Chemometric determination of solute-affected solvent vibrational spectra as a superior way of information extraction on solute solvation phenomena

Chemometric procedures of the determination the solute-affected vibrational solvent spectrum on the basis of solution spectra has been proposed. Up till now, it has been determined for many aqueous and non-aqueous solutions and solutes of a different kind by means of classical method of spectral data analysis, based on curve-fitting procedure of the trial spectra. All methods presented in this paper are based on a model which assumes that a solvent in solution may be divided into additive contributions of a bulk and a solute-affected solvent. As a result, the mean number of moles of a solvent affected by one mole of a solute (the “affected number”) and the solute-affected solvent spectrum (the “affected spectrum”) are received.

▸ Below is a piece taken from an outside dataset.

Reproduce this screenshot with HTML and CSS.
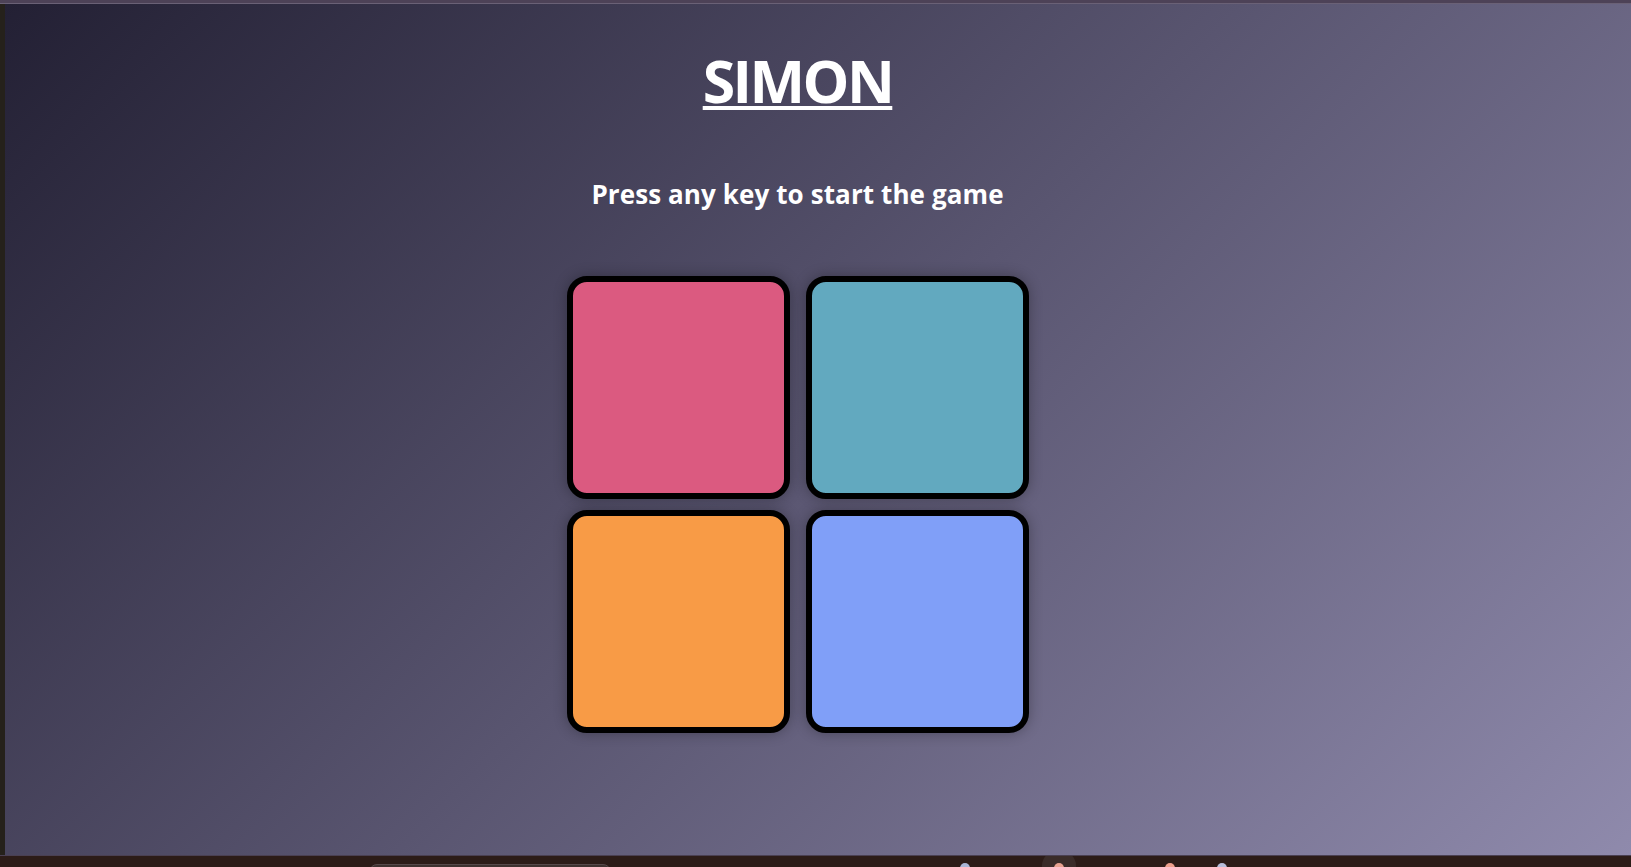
FILE: index.html
```html
<!DOCTYPE html>
<html lang="en">
<head>
<meta charset="utf-8">
<title>Simon Game</title>
<link rel="stylesheet" href="styles.css">
</head>
<body>
<div class="frame">
  <div class="topbar"></div>
  <div class="middle">
    <div class="leftstrip"></div>
    <main class="page">
      <h1 class="title">SIMON</h1>
      <h2 class="level-title">Press any key to start the game</h2>
      <div class="board">
        <div class="btn red"></div>
        <div class="btn green"></div>
        <div class="btn yellow"></div>
        <div class="btn blue"></div>
      </div>
    </main>
  </div>
  <div class="taskbar">
    <div class="task-search"></div>
    <div class="task-icon ti1"></div>
    <div class="task-icon ti2 active"></div>
    <div class="task-icon ti3"></div>
    <div class="task-icon ti4"></div>
  </div>
</div>
</body>
</html>
```
FILE: styles.css
```css
html, body {
  margin: 0;
  padding: 0;
  height: 100%;
  overflow: hidden;
}

body {
  font-family: "Open Sans", "Noto Sans", sans-serif;
  background: #25211b;
}

.frame {
  display: flex;
  flex-direction: column;
  height: 100vh;
}

.topbar {
  height: 3px;
  background: #4d4257;
  border-bottom: 1px solid #6a6176;
  flex: none;
}

.middle {
  flex: 1;
  display: flex;
  min-height: 0;
}

.leftstrip {
  width: 5px;
  flex: none;
  background: #25211b;
}

.page {
  flex: 1;
  background: linear-gradient(135deg, #232034 0%, #8f8aac 100%);
  padding-right: 41px;
  text-align: center;
  color: #ffffff;
  display: flex;
  flex-direction: column;
  align-items: center;
}

.title {
  margin: 46px 0 0;
  font-size: 59px;
  line-height: 60px;
  font-weight: 700;
  letter-spacing: -2.6px;
  text-decoration: underline;
  text-decoration-thickness: 4px;
  text-underline-offset: 3px;
}

.level-title {
  margin: 69px 0 0;
  font-size: 26px;
  line-height: 30px;
  font-weight: 700;
  letter-spacing: 0.1px;
}

.board {
  margin-top: 67px;
  display: grid;
  grid-template-columns: 223px 223px;
  grid-template-rows: 223px 223px;
  column-gap: 16px;
  row-gap: 11px;
}

.btn {
  box-sizing: border-box;
  border: 6.5px solid #000000;
  border-radius: 20px;
  box-shadow: 0 0 14px rgba(0, 0, 0, 0.3);
}

.red { background: #db5a80; }
.green { background: #62a9bf; }
.yellow { background: #f89b46; }
.blue { background: #809ff8; }

.taskbar {
  height: 11px;
  flex: none;
  background: #2c1c18;
  border-top: 1px solid #4a4052;
  position: relative;
  overflow: hidden;
}

.task-search {
  position: absolute;
  left: 369px;
  top: 8px;
  width: 240px;
  height: 30px;
  border-radius: 8px;
  background: #3e3230;
  border: 1px solid #56494a;
}

.task-icon {
  position: absolute;
  top: 7px;
  width: 10px;
  height: 10px;
  border-radius: 50%;
}

.ti1 { left: 960px; background: #a9b6d6; }
.ti2 { left: 1054px; background: #e9a290; }
.ti2.active { box-shadow: 0 0 0 12px #3a2c29; }
.ti3 { left: 1165px; background: #ee9f8c; }
.ti4 { left: 1217px; background: #b7bedb; }
```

Now the same information can be obtained using chemometric algorithms. Their results have been tested and illustrated on spectral data for aqueous solutions of some alkyl-derivatives of urea and glycine, solutes known as osmolytes in biological systems. The isotopic dilution technique of HDO in H2O has been applied for infrared spectra. In many aspects chemometric methods appear superior to the traditional method of determination the solute-affected solvent spectrum. They allow to obtain several values of “affected numbers” for a given investigated system, which might correspond to spectra of solvent molecules affected in a different degree by the solute. Such a potential of the proposed chemometric procedures opens opportunities for new the interpretation of solvation phenomena basing on vibrational spectra.